注3:過去に情報を送る架空の装置としてのタキオン反電話 : https://archive.ph/tUfuW
: https://en.wikipedia.org/wiki/Tachyonic_antitelephone :については
『これは、1910年にアインシュタインとアーノルドゾンマーフェルトによって「過去に電報を送る」手段として説明されました。 』とされています。

しかしこの話の原型がすでに1908年9月21日にKo¨ln(ケルン)のドイツ自然科学者医師大会で行ったミンコフスキーさんの講演「空間と時間」の中の第37図に示されていました。

それで実際のタキオン反電話の場合には第37図で示されたD’からB’へタキオンで情報を送った後でK’系をY軸としたMN図を描く事によって情報送信の主体をK系からK’系に切り替えます。

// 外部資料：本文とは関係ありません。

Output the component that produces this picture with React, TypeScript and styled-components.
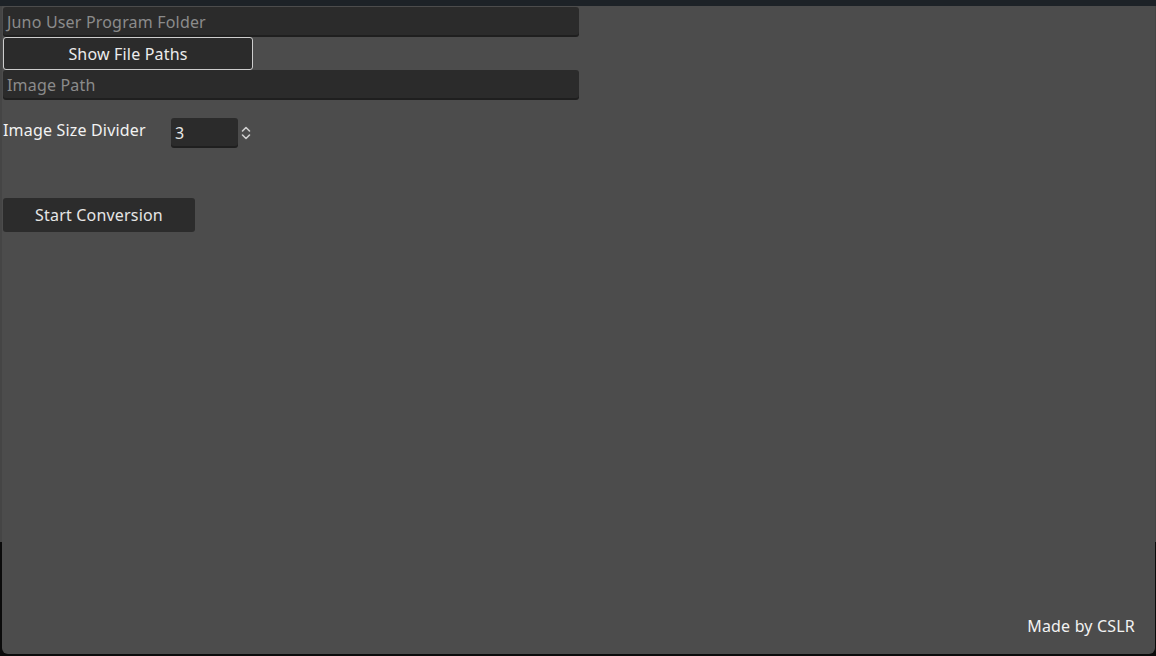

そうしておいて今度はK’系の点B’からK系のU軸に向かってタキオンで情報を送ると、情報はK系のU軸上では情報を送り出した点D’よりも過去の時点に戻る様にMN図上では描かれる事になります。

それでこの話のポイントは『話の途中でK’系をY軸としたMN図を描く事=MN図を切り替える事』にあります。

この操作を許すとタキオンによって情報は送り出した時点よりも前に戻す事が可能になります。

しかしながら現実の世界ではそのように「話の途中でMN図を切り替える事」は可能ではなく、禁止されている模様です。

そうしてこの切り替えが禁止されますと上記の説明の様に「無限に早いタキオンを使っても情報は過去には戻せない」という事になります。

そういうわけで、「因果律の破れを生じさせる原因」は「光速を超える通信を許す事にある」のではなくて「話の途中でMN図の主体=Y軸に描かれる系を切り替える事を許す」と言う所にあるのであります。

さてそれで「何故特殊相対論は話の途中でMN図の主体=Y軸に描かれる系を切り替える事を許すのか?」といいますれば「特殊相対論の前提=全ての慣性系は同等である」という主張がそれを許している、とアインシュタイン(とアーノルドゾンマーフェルト)が考えていたからであると思われます。